Upon learning of the scheme, from the pages of politico.com, the Post newsroom by all accounts went bananas. True, other well known media brands, including The Economist and The New Yorker, regularly organise panel discussions and other gatherings involving their reporters for which participants can be charged. But generally speaking, these are on-the-record, public events. Not so the "exclusive" Weymouth dinners.

When Politico blew the whistle, brochures for the first dinner, to have focused on healthcare reform, had already been circulated and some invitations emailed. The hope was that at least one industry participant, and maybe several, would fork out $25,000 (£15,600) to sponsor the dinner: a useful sum of money given that the Post company lost a record $19.5m in the first quarter of this year.

"Bring your organisation's CEO or executive director literally to the table," the brochures excitedly suggested. "Interact with key Obama administration and congressional leaders. Spirited? Yes. Confrontational? No. The relaxed setting in the home of Katharine Weymouth assures it."

Except that there won't be any dinners. "I want to apologise for a planned new venture that went off track," Ms Weymouth said in a letter to readers, "and for any cause we may have given you to doubt our independence and integrity".

Weymouth, the granddaughter of legendary Post publisher Katharine Graham, has never worked in a newsroom, a fact that has not necessarily endeared her to her employees in the current circumstances.

The paper's website announced an internal investigation into how such an idea was ever even considered. Meanwhile, the paper's executive editor, Marcus Brauchli, and its CEO, Donald Graham, are spending this week meeting with small groups of reporters to assure them the whole thing was a mistake. "We should be in the business of shining bright lights on dark corners, not creating the dark corners," Mr Brauchli said.

"I thought it was helpful," a veteran political reporter at the paper, Dan Balz, said of the newsroom huddles. "I thought they were forthcoming in trying to explain how it happened. I think everyone still has questions about how this collective breakdown occurred."

It could be argued, of course, that this is a very American brouhaha. Virtually from birth, reporters in the US are drilled with a rigid code of ethics and objectivity that can get in the way of informative and – heaven forefend – stimulating journalism. Lobbyists invited to these dinners would have been paying partly for access to the reporters, and some – presumably including those behind the idea at the Post – would say that the reporters could benefit as well. But even the slightest suggestion of a conflict is anathema in serious journalistic circles in the US.

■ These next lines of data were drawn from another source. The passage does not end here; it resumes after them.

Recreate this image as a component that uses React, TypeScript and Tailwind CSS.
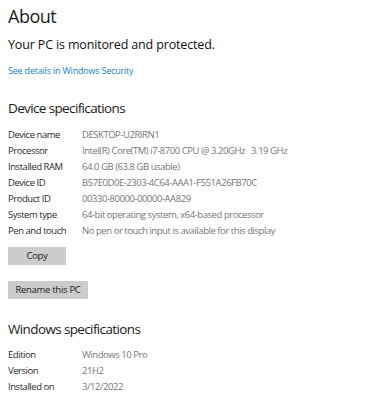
import React from "react";

const device: [string, string][] = [
  ["Device name", "DESKTOP-U2RIRN1"],
  ["Processor", "Intel(R) Core(TM) i7-8700 CPU @ 3.20GHz   3.19 GHz"],
  ["Installed RAM", "64.0 GB (63.8 GB usable)"],
  ["Device ID", "B57E0D0E-2303-4C64-AAA1-F551A26FB70C"],
  ["Product ID", "00330-80000-00000-AA829"],
  ["System type", "64-bit operating system, x64-based processor"],
  ["Pen and touch", "No pen or touch input is available for this display"],
];

const windows: [string, string][] = [
  ["Edition", "Windows 10 Pro"],
  ["Version", "21H2"],
  ["Installed on", "3/12/2022"],
];

function Row({ k, v }: { k: string; v: string }) {
  return (
    <div className="flex h-[16px] items-center text-[9.5px] leading-none tracking-[-0.45px]">
      <div className="w-[74px] shrink-0 text-[#2b2b2b]">{k}</div>
      <div className="whitespace-pre text-[#767676]">{v}</div>
    </div>
  );
}

export default function App() {
  return (
    <div
      className="w-[370px] h-[394px] overflow-hidden bg-white pl-[8px]"
      style={{ fontFamily: '"Open Sans", "Noto Sans", sans-serif' }}
    >
      <div className="h-[32px] pt-[3px] text-[18px] leading-[26px] tracking-[-0.5px] text-[#1a1a1a]">
        About
      </div>
      <div className="h-[24px] pt-[4px] text-[12.5px] leading-[18px] tracking-[-0.15px] text-[#111]">
        Your PC is monitored and protected.
      </div>
      <div className="h-[30px] pt-[8px] text-[9px] leading-[14px] tracking-[-0.2px] text-[#1a7fc9]">
        See details in Windows Security
      </div>
      <div className="h-[40px] pt-[12px] text-[13.5px] leading-[20px] tracking-[-0.63px] text-[#1a1a1a]">
        Device specifications
      </div>
      <div className="pt-[1px]">
        {device.map(([k, v]) => (
          <Row key={k} k={k} v={v} />
        ))}
      </div>
      <button className="mt-[8px] flex h-[18px] w-[58px] items-center justify-center bg-[#cccccc] text-[9.5px] tracking-[-0.3px] text-[#222]">
        Copy
      </button>
      <button className="mt-[16px] flex h-[18px] w-[80px] items-center justify-center bg-[#cccccc] text-[9.5px] tracking-[-0.3px] text-[#222]">
        Rename this PC
      </button>
      <div className="h-[40px] pt-[20px] text-[13.5px] leading-[20px] tracking-[-0.63px] text-[#1a1a1a]">
        Windows specifications
      </div>
      <div className="pt-[8px]">
        {windows.map(([k, v]) => (
          <Row key={k} k={k} v={v} />
        ))}
      </div>
    </div>
  );
}
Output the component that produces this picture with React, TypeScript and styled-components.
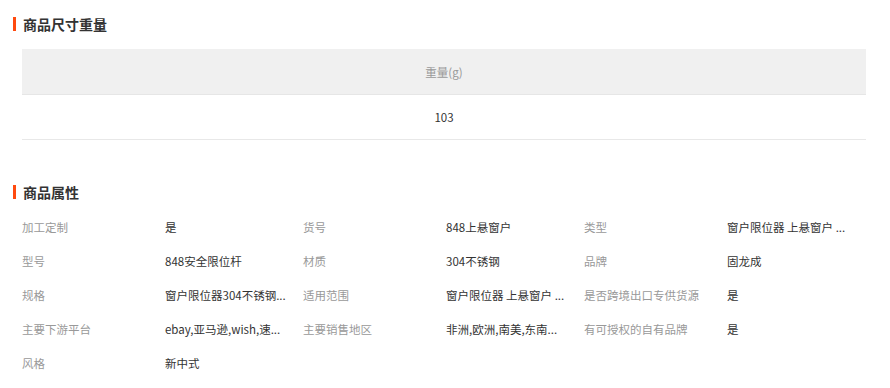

The New York Times, engaged in its own struggle to divine new sources of revenue in an increasingly disastrous business environment, actually opined that the revelations at the Post were a "grievous wound" to its reputation.

"It sort of pits the newspaper's loyalty to its entire audience against the loyalty of a handful of people who have a lot of money and access," explained Kelly McBride of the Poynter Institute, a respected journalism think tank. "We can't allow our desperate need to make money to undermine our core credibility."